Walking our Faith: Tools to help us rest
Walking our Faith
I’m in Florida now, and I can finally exhale. Outside, a breeze off the Atlantic ocean rustles the palm fronds, and they make a dry clack, clack, clack sound, which lulls me toward a nap.
I rushed to be ready for this holiday, went into work on my day off to finish projects, spent every spare moment sitting at my sewing machine over the weekend finishing simple linen dresses to bear Florida’s heat and humidity.
I suppose it’s not surprising that while people come to our beautiful mountain town for rest and relaxation, those of us who live here year-round share the same tendency to push ourselves to exhaustion as our flatlander friends.
Which is why God in his infinite wisdom created Sabbath and understood the need to rest to be so critical to our health and the quality of our lives that he actually made it one of the Ten Commandments. He knew that if we weren’t commanded to rest one day a week, we would continue to work in one form or another for all seven days, as evidenced by so many Americans who never take their full allotment of vacation days.
I am as guilty as everyone else in breaking the commandment to rest as I rush right through Sabbath with a list of things I need to accomplish before Monday. Always figuring how to fit in another project, rather than rest, when I see empty space in my day.
Lately, for reasons I don’t quite understand, I’ve been waking up at 3:45 a.m., and it can take me 30 minutes or an hour to get back to sleep. My first reaction is to reach for my phone and mindlessly scroll, scroll, scroll through the news, through Instagram, looking at knitting and sewing projects to fill more of my time.
Now, instead of this mindless activity, I’m opening up the Bible app on my phone and reading that day’s chapter as I work my way through a New Testament in a Year reading plan.
I have a favorite podcast called “The Examen,” narrated by Father James Martin, which takes me through a guided spiritual review of my day modeled after a traditional Jesuit prayer to help us see where we have encountered God in our day. This guided meditation always settles my mind by grounding my thoughts and helps me to go back to sleep.
Another practice is to simply end my day earlier, getting ready for bed at the same time every night instead of running myself until I drop into bed. I put down my phone and read, even if it’s just 20 or 30 minutes.
And finally, I try to find a few minutes each day, perhaps first thing in the morning before I leave for work or in the evening when I finally sit down in my favorite chair by the fireplace.

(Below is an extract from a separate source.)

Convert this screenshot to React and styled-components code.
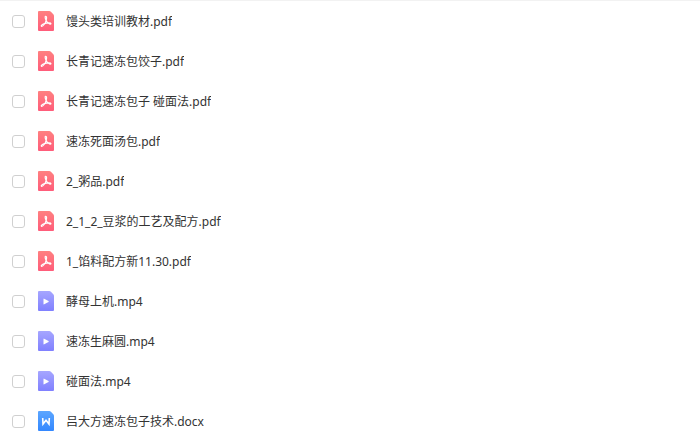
import React, { useState } from 'react';
import styled, { createGlobalStyle } from 'styled-components';

const files = [
  { id: 1, type: 'pdf', name: '馒头类培训教材.pdf' },
  { id: 2, type: 'pdf', name: '长青记速冻包饺子.pdf' },
  { id: 3, type: 'pdf', name: '长青记速冻包子 碰面法.pdf' },
  { id: 4, type: 'pdf', name: '速冻死面汤包.pdf' },
  { id: 5, type: 'pdf', name: '2_粥品.pdf' },
  { id: 6, type: 'pdf', name: '2_1_2_豆浆的工艺及配方.pdf' },
  { id: 7, type: 'pdf', name: '1_馅料配方新11.30.pdf' },
  { id: 8, type: 'video', name: '酵母上机.mp4' },
  { id: 9, type: 'video', name: '速冻生麻圆.mp4' },
  { id: 10, type: 'video', name: '碰面法.mp4' },
  { id: 11, type: 'doc', name: '吕大方速冻包子技术.docx' },
];

const gradients = {
  pdf: ['#ff8080', '#ff5c7a'],
  video: ['#a6a6ff', '#8080ff'],
  doc: ['#5ca6ff', '#3388ff'],
};

const glyphs = {
  pdf: (
    <path
      d="M7.5 5.4C8.9 5.2 8.7 7.4 8.1 9.6C7.3 12.2 5.2 15.2 3.7 15.3C2.5 15 3.9 13.4 6.5 12.6C9.2 11.8 13 11.6 13 12.8C12.4 13.8 9.5 12.2 8.3 9.8C7.5 8.2 6.6 5.8 7.5 5.4Z"
      fill="none"
      stroke="#fff"
      strokeWidth="1.2"
      strokeLinejoin="round"
    />
  ),
  video: <path d="M5.5 8.1Q5.5 7.4 6.2 7.7L10.5 10.1Q11 10.5 10.5 10.9L6.2 13.3Q5.5 13.6 5.5 12.9Z" fill="#fff" />,
  doc: <path d="M4.7 7L5 13L8 9.2L11 13L11.3 7" fill="none" stroke="#fff" strokeWidth="1.6" />,
};

const FileIcon = ({ type }) => {
  const [from, to] = gradients[type];
  const gradientId = `gradient-${type}`;

  return (
    <IconSvg viewBox="0 0 16 20" aria-hidden="true">
      <defs>
        <linearGradient id={gradientId} x1="0" y1="0" x2="0" y2="1">
          <stop offset="0" stopColor={from} />
          <stop offset="1" stopColor={to} />
        </linearGradient>
      </defs>
      <path
        d="M1 0H11.2Q12.2 0 12.9 0.7L15.3 3.3Q16 4 16 5V19Q16 20 15 20H1Q0 20 0 19V1Q0 0 1 0Z"
        fill={`url(#${gradientId})`}
      />
      {glyphs[type]}
    </IconSvg>
  );
};

const App = () => {
  const [selected, setSelected] = useState([]);

  const toggle = (id) => {
    setSelected(selected.includes(id) ? selected.filter((item) => item !== id) : [...selected, id]);
  };

  return (
    <>
      <GlobalStyle />
      <FileList>
        {files.map(({ id, type, name }) => (
          <FileRow key={id}>
            <Checkbox
              type="checkbox"
              id={`file-${id}`}
              checked={selected.includes(id)}
              onChange={() => toggle(id)}
            />
            <FileLabel htmlFor={`file-${id}`}>
              <FileIcon type={type} />
              <FileName>{name}</FileName>
            </FileLabel>
          </FileRow>
        ))}
      </FileList>
    </>
  );
};

const GlobalStyle = createGlobalStyle`
  body {
    margin: 0;
    background: #fff;
    color: #333;
    font-family: "Noto Sans", "Noto Sans CJK SC", sans-serif;
    font-size: 12px;
  }
`;

const FileList = styled.ul`
  margin: 0;
  padding: 0;
  list-style: none;
  border-top: 1px solid #f2f2f2;
`;

const FileRow = styled.li`
  display: flex;
  align-items: center;
  gap: 13px;
  height: 40px;
  padding: 0 12px;
`;

const Checkbox = styled.input`
  appearance: none;
  flex: none;
  box-sizing: border-box;
  width: 13px;
  height: 13px;
  margin: 0;
  border: 1px solid #d0d0d0;
  border-radius: 3px;
  background: #fff;

  &:checked {
    border-color: #3388ff;
    background: #3388ff;
  }
`;

const FileLabel = styled.label`
  display: flex;
  flex: 1;
  align-items: center;
  gap: 12px;
  min-width: 0;
`;

const IconSvg = styled.svg`
  flex: none;
  width: 16px;
  height: 20px;
`;

const FileName = styled.span`
  padding-top: 2px;
  line-height: 20px;
  white-space: nowrap;
  overflow: hidden;
  text-overflow: ellipsis;
`;

export default App;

I exhale deeply, close my eyes, center my thoughts on God, and I talk with God, tell him how my day is going, thank him for giving me this life, sharing my worries. I then thank him again for all the blessings I am not conscious of until I stop and consider them, and then I just sit in silence and worship, considering the privilege it is to sit in the presence of God.
Creating these little moments of rest throughout the day, consciously carving out space and time to tell myself to rest or go to bed earlier so that my body can get the sleep it needs are beneficial to my mental and physical health. These conscious decisions ground me in the present, pulling me back from my tendency to always live in anticipation of the next thing.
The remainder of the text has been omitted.